%%

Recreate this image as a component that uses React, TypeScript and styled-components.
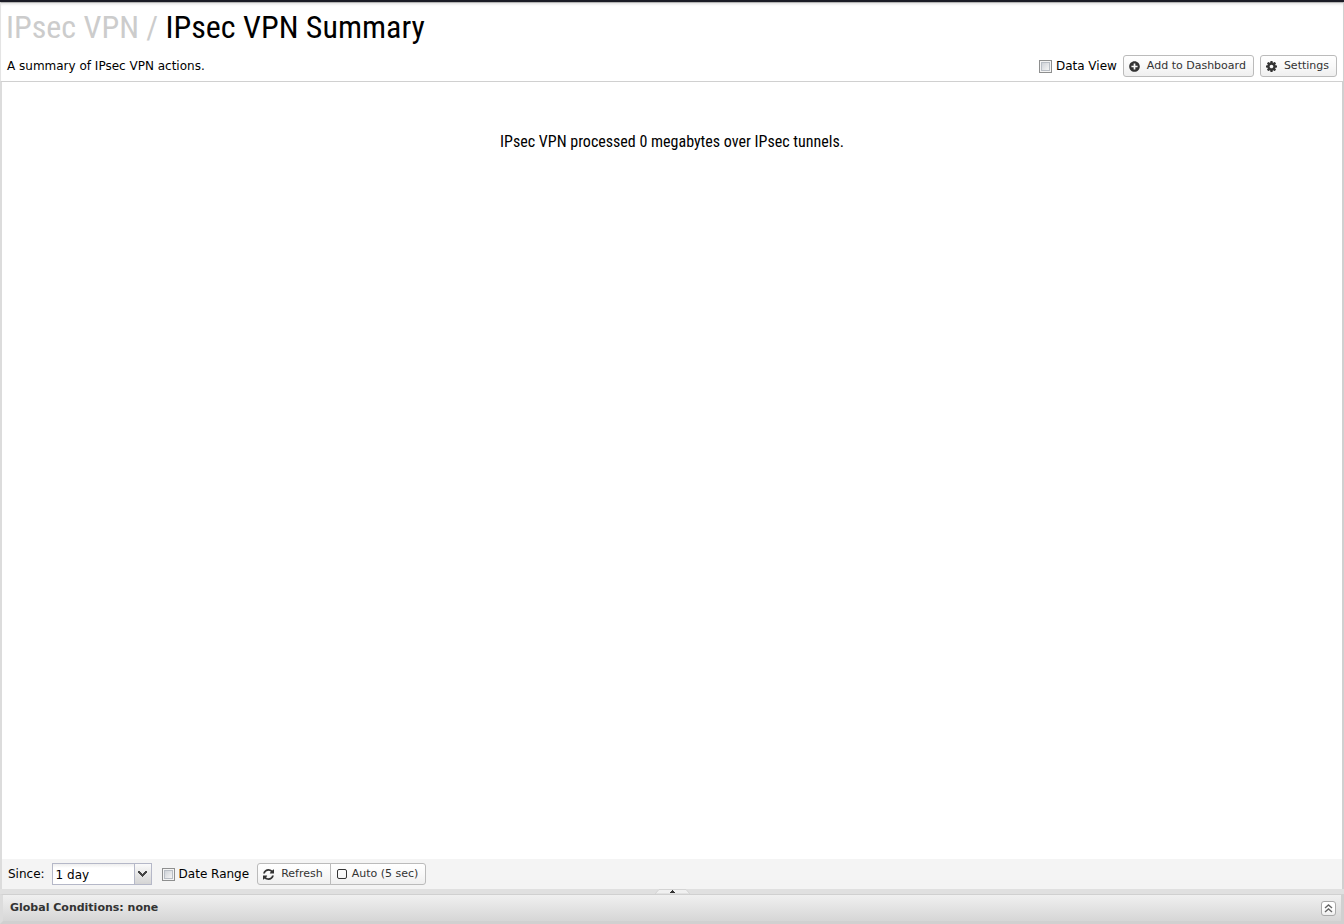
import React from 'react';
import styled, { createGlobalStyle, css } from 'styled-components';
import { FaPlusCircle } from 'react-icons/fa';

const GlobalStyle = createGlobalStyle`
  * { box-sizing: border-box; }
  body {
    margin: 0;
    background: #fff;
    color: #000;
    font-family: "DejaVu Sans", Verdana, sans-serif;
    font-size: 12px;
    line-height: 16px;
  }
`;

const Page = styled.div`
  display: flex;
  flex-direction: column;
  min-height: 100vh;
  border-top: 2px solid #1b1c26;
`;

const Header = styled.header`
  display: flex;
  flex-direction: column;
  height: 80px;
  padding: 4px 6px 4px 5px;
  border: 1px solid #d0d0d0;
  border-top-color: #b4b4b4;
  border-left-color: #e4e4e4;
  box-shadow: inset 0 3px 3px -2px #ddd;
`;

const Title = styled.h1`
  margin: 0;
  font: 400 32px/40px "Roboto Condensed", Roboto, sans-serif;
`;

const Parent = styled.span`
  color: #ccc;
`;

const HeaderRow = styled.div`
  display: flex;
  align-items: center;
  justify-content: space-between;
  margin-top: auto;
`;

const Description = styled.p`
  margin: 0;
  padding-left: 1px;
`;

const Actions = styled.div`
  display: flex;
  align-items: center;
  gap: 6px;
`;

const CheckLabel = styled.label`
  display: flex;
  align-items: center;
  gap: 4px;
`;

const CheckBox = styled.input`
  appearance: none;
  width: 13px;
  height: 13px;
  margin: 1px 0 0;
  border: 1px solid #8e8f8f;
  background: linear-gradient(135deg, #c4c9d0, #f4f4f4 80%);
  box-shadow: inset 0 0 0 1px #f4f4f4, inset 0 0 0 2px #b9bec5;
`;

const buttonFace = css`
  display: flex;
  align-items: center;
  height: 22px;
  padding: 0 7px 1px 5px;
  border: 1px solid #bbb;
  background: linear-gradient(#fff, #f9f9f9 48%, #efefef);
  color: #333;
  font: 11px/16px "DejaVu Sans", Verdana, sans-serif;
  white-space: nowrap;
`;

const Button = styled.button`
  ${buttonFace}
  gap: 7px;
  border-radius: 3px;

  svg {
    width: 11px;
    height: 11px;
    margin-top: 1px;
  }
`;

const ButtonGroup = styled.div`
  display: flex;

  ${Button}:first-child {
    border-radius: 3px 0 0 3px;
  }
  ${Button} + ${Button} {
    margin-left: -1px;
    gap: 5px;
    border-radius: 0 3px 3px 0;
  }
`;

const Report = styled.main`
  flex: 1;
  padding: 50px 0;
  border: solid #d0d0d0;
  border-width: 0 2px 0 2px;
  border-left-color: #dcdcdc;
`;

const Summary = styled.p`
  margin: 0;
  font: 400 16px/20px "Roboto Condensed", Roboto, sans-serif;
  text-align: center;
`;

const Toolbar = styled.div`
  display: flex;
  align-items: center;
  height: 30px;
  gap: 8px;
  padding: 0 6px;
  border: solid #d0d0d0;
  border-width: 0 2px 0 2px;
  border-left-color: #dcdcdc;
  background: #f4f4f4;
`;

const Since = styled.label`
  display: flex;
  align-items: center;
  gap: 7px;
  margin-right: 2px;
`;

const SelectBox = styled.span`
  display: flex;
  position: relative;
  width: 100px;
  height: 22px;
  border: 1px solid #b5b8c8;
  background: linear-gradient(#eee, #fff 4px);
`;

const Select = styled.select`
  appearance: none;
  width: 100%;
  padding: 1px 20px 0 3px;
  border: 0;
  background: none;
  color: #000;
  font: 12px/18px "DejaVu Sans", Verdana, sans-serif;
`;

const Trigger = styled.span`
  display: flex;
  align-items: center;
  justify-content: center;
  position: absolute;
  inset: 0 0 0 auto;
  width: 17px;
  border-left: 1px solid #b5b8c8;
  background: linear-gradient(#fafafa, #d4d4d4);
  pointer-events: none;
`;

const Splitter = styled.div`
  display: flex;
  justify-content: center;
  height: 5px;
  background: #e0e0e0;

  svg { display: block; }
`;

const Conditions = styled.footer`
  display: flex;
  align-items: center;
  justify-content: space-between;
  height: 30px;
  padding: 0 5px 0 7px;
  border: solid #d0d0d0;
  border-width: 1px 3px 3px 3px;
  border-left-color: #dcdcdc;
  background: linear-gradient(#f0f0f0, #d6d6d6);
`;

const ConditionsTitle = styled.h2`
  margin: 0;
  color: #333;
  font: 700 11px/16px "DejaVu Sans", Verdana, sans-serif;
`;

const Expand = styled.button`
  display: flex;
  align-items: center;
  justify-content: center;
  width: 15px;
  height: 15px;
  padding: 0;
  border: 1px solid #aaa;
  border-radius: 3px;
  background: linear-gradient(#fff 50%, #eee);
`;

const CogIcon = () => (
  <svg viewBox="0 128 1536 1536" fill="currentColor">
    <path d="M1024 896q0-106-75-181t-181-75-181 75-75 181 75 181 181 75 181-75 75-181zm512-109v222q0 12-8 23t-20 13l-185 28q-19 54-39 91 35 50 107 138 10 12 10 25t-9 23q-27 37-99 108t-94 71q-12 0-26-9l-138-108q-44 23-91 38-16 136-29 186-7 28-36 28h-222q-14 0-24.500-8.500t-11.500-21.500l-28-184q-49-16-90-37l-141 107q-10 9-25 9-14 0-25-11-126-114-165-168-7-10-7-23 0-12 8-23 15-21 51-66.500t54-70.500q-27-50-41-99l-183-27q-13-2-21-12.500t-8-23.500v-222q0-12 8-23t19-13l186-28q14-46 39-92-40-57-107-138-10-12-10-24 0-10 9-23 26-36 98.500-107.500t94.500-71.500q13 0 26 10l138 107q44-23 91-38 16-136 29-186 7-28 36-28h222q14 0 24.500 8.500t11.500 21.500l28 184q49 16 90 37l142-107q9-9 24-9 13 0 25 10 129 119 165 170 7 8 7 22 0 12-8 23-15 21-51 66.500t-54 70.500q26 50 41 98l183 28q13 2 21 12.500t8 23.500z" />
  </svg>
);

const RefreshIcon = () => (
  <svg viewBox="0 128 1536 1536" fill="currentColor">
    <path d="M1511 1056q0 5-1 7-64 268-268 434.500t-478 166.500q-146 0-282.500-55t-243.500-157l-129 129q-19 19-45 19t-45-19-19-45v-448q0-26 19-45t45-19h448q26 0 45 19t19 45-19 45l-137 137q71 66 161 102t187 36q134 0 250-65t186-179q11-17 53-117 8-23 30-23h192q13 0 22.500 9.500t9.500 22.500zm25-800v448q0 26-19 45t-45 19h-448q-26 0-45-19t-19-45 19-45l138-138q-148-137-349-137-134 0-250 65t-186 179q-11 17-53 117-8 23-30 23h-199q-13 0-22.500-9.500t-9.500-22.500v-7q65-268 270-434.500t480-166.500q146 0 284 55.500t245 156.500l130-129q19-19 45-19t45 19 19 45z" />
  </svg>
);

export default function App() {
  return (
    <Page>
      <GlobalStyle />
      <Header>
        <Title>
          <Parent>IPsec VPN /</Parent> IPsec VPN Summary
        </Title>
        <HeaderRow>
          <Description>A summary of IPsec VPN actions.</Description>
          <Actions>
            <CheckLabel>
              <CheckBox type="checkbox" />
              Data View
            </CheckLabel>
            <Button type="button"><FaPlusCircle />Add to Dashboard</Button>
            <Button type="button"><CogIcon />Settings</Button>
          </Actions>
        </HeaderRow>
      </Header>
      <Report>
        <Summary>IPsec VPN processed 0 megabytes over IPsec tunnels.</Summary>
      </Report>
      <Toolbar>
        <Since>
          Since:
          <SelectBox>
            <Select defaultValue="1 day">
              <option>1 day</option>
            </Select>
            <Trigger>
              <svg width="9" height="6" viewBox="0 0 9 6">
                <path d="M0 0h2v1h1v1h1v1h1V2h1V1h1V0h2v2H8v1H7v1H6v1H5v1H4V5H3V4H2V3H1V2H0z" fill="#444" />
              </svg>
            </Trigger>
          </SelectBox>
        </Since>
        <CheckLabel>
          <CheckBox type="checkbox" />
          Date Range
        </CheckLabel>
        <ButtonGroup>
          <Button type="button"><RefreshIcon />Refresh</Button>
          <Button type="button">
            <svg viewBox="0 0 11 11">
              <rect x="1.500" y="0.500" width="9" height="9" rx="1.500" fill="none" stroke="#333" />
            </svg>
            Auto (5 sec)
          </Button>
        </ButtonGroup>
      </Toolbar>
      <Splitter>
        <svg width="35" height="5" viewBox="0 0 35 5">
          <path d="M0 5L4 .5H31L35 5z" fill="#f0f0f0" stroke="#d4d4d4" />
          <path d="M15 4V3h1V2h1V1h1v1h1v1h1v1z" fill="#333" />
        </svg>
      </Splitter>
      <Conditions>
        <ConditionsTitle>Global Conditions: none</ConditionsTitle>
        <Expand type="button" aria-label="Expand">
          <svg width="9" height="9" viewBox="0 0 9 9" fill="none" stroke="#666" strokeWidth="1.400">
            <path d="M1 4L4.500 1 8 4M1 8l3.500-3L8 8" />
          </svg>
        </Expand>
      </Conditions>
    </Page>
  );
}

%%

#### Aim
Select from the material above each line in which the string "components" appears, and list those lines.

#### Full response
Recreate this image as a component that uses React, TypeScript and styled-components.
import styled, { createGlobalStyle, css } from 'styled-components';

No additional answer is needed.